Safety Concerns on Reactor Vessels of Nuclear Power Plants

Nuclear power is a proven technology for generating electricity all over the world. The increasing demand for nuclear energy is brought about by increase in population, concern over the greenhouse gas emissions produced by burning of fossil fuel to generate electricity and improved living standards that require more electricity. In nuclear power plants, the reactor vessels contain the nuclear fuel and they are made of thick steel plates that are welded together for the safety and protection of the workforce and the public.

Issues faced with reactor vessels of power plants

Embrittlement

One of the major issues faced by a power plant is embrittlement that occurs at the beltline which is the section of the reactor vessel that is closest to the nuclear fuel. Neutrons from the nuclear fuel irradiate the reactor vessel during operation. Embrittlement causes the steel from which the reactors vessels are made of to become less tough and less capable of withstanding flaws that may be present.

Pressurized water reactors are more prone to embrittlement than boiling water reactors since they normally experience less neuron irradiation. Utilities that make use of pressurized water reactors use core designs that reduce the number of neurons that will reach the vessel walls so as to reduce the potential for embrittlement. Steel with high proportion of copper and nickel are more susceptible to embrittlement than steel with a lower proportion of these components.

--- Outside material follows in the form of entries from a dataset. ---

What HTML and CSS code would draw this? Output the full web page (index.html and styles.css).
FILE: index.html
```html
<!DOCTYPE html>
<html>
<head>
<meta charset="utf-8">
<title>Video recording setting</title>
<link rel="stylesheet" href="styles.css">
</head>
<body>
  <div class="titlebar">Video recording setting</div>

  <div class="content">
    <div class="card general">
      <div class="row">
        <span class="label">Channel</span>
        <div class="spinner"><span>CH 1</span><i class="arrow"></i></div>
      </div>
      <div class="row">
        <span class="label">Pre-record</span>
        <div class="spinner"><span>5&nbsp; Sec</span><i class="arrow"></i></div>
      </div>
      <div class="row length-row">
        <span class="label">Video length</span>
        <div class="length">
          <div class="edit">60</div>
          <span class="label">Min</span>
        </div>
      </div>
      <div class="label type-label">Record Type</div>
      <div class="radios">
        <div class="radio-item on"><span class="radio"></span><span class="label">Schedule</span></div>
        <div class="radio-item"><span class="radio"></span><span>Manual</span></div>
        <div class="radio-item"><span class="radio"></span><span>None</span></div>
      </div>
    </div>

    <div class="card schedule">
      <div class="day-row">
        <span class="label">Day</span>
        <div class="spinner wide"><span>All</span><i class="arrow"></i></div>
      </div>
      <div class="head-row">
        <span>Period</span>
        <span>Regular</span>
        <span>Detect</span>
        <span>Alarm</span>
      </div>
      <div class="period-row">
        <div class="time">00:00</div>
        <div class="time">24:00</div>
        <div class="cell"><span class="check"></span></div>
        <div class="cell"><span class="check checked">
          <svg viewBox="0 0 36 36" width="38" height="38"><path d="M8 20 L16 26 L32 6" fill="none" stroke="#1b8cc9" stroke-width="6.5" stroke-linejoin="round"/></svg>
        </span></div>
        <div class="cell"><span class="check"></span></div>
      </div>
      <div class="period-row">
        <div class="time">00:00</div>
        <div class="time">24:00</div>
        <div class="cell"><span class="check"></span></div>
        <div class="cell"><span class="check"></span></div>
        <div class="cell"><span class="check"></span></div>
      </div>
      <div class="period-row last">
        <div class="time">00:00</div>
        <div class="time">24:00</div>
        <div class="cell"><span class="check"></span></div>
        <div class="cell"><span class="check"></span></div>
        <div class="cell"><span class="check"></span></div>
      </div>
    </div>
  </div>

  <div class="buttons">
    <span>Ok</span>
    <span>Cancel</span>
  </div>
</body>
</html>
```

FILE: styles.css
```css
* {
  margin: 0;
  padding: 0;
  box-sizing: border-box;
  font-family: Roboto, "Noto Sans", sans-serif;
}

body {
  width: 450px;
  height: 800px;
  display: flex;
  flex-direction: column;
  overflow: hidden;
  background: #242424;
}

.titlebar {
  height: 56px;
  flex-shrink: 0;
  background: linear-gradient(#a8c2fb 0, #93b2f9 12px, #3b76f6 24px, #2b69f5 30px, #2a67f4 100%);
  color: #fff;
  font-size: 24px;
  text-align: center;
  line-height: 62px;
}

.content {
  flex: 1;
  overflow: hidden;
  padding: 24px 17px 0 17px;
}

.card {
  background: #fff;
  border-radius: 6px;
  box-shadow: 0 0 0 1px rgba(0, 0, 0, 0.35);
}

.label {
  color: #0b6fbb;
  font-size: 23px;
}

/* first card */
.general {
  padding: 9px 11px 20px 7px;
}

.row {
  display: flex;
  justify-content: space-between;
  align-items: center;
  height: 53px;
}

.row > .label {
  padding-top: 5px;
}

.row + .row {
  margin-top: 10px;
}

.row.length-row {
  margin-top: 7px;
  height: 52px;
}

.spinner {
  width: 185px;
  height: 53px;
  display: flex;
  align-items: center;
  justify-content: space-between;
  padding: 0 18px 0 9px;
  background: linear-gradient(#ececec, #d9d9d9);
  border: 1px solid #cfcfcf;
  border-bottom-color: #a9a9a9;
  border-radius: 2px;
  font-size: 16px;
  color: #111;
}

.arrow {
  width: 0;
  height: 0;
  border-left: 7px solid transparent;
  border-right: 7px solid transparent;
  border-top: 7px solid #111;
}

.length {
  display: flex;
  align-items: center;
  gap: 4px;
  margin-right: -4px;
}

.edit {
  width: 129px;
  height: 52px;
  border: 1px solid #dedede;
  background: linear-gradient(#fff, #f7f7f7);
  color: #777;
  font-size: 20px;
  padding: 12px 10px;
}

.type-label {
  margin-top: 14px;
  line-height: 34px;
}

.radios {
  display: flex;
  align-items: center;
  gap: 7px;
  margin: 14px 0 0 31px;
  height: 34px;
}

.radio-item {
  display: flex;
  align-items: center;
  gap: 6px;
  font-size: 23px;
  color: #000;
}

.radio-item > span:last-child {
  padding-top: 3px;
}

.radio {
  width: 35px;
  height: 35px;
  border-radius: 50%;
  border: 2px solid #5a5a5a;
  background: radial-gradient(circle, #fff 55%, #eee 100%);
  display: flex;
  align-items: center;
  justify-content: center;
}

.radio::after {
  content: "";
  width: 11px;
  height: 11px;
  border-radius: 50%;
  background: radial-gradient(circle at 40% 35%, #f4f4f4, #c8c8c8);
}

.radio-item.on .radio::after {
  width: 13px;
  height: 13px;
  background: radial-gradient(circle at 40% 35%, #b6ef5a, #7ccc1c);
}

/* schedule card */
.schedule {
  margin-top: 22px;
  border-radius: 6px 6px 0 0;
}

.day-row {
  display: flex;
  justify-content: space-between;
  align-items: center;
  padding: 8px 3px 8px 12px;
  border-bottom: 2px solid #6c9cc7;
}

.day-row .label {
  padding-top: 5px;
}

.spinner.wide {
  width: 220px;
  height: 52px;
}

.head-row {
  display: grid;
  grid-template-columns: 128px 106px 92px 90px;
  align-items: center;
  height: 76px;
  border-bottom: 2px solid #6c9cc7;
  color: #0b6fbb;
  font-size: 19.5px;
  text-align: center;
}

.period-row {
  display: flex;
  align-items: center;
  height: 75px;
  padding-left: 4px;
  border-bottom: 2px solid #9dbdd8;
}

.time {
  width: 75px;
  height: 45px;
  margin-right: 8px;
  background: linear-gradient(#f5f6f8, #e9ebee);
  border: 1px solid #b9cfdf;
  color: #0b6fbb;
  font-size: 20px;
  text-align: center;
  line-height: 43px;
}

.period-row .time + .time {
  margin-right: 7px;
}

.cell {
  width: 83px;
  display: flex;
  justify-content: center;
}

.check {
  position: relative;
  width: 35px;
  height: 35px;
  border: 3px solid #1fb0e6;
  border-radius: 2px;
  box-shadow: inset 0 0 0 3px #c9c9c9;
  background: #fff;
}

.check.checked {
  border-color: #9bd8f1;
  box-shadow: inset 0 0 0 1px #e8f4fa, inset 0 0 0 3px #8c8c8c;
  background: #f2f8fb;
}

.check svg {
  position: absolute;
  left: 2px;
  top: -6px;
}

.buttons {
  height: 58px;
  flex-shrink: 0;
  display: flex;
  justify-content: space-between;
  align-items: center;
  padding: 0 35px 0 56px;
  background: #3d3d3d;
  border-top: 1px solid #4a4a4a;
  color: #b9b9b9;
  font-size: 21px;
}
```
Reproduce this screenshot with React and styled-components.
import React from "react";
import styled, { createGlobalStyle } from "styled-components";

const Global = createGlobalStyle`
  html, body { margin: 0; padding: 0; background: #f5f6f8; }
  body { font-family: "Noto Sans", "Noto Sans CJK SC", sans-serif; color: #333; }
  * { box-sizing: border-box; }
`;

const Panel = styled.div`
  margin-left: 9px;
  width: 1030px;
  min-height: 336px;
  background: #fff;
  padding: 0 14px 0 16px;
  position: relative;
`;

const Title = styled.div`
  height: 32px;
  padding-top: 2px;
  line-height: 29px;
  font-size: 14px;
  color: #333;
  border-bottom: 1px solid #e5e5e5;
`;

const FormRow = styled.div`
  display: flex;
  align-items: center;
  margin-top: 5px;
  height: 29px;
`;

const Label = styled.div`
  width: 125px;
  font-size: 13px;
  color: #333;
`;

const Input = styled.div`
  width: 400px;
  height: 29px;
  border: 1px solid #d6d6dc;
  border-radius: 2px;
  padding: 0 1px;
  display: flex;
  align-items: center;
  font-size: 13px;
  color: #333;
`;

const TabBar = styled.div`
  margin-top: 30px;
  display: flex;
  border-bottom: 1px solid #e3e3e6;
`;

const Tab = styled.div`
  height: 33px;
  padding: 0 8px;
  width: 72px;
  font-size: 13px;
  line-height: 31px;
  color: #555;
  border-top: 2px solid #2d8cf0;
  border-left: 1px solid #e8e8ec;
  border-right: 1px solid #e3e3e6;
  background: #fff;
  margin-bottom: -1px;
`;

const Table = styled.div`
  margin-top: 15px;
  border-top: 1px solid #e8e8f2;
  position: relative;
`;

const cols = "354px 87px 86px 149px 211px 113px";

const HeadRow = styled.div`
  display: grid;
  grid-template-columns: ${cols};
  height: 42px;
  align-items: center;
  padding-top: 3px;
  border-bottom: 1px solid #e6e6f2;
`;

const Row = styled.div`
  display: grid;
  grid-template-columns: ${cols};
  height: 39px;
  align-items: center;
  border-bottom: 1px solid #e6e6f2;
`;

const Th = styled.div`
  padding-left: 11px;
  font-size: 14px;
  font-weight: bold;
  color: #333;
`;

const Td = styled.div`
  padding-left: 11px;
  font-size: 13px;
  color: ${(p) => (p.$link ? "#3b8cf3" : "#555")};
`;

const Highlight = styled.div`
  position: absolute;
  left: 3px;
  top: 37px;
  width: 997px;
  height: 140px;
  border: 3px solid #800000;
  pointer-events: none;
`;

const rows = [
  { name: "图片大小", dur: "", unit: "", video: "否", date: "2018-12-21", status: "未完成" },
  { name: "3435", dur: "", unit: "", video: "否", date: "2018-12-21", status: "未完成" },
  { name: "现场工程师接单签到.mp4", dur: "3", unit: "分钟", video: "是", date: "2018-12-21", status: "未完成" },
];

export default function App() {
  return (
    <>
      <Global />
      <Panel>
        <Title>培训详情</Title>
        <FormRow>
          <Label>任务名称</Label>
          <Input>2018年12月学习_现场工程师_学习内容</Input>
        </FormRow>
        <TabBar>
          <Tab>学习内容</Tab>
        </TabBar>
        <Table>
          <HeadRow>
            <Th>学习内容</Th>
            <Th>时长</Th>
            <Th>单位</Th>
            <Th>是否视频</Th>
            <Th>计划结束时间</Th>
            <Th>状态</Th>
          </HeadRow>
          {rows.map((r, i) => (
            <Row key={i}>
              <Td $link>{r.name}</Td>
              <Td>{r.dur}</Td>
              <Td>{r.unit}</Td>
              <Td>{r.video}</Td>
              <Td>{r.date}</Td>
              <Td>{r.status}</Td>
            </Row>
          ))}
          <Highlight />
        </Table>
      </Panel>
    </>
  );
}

Another reason for the embrittlement of reactor vessels is pressurized thermal shock usually experienced by pressurized water reactors. Pressurized thermal shock occurs when cold water is accidentally introduced into the reactor vessel while it is still pressurized. The introduction of cold water will cause the vessel to cool rapidly resulting into large thermal stresses on the steel. These thermal stresses can cause the reactor vessels to crack and fail.

Primary water stress corrosion cracking

Primary water stress corrosion cracking is a safety concern because a nozzle with sufficient cracking could break off during operation. This would compromise the integrity of the reactor coolant system pressure boundary which is one of the primary barriers that protect the public from exposure to radiation. A break could also result into the ejection of the control rod which could damage nearby components.

The reactor vessel is the key component of a nuclear power plant which is considered as highest priority because it is irreplaceable which means that if their mechanical properties degrade, they can be the life-limiting feature with direct safety significance. Should a leak develop at or below the level of the core and the coolant leak path be greater than the maximum flow capable of being supplied by the emergency core cooling systems, then the reactor core could be uncovered and overheat. Massive failure of the reactor vessel could seriously damage the reactor core which can lead to safety concerns. Even if there is a low probability for these scenarios to happen, the main concern should always be on the strength and resistance of the reactor vessel. Structural integrity of the reactor vessels must be assured throughout its operating life particularly on the welds and heat affected zones with the highest probability for flaws.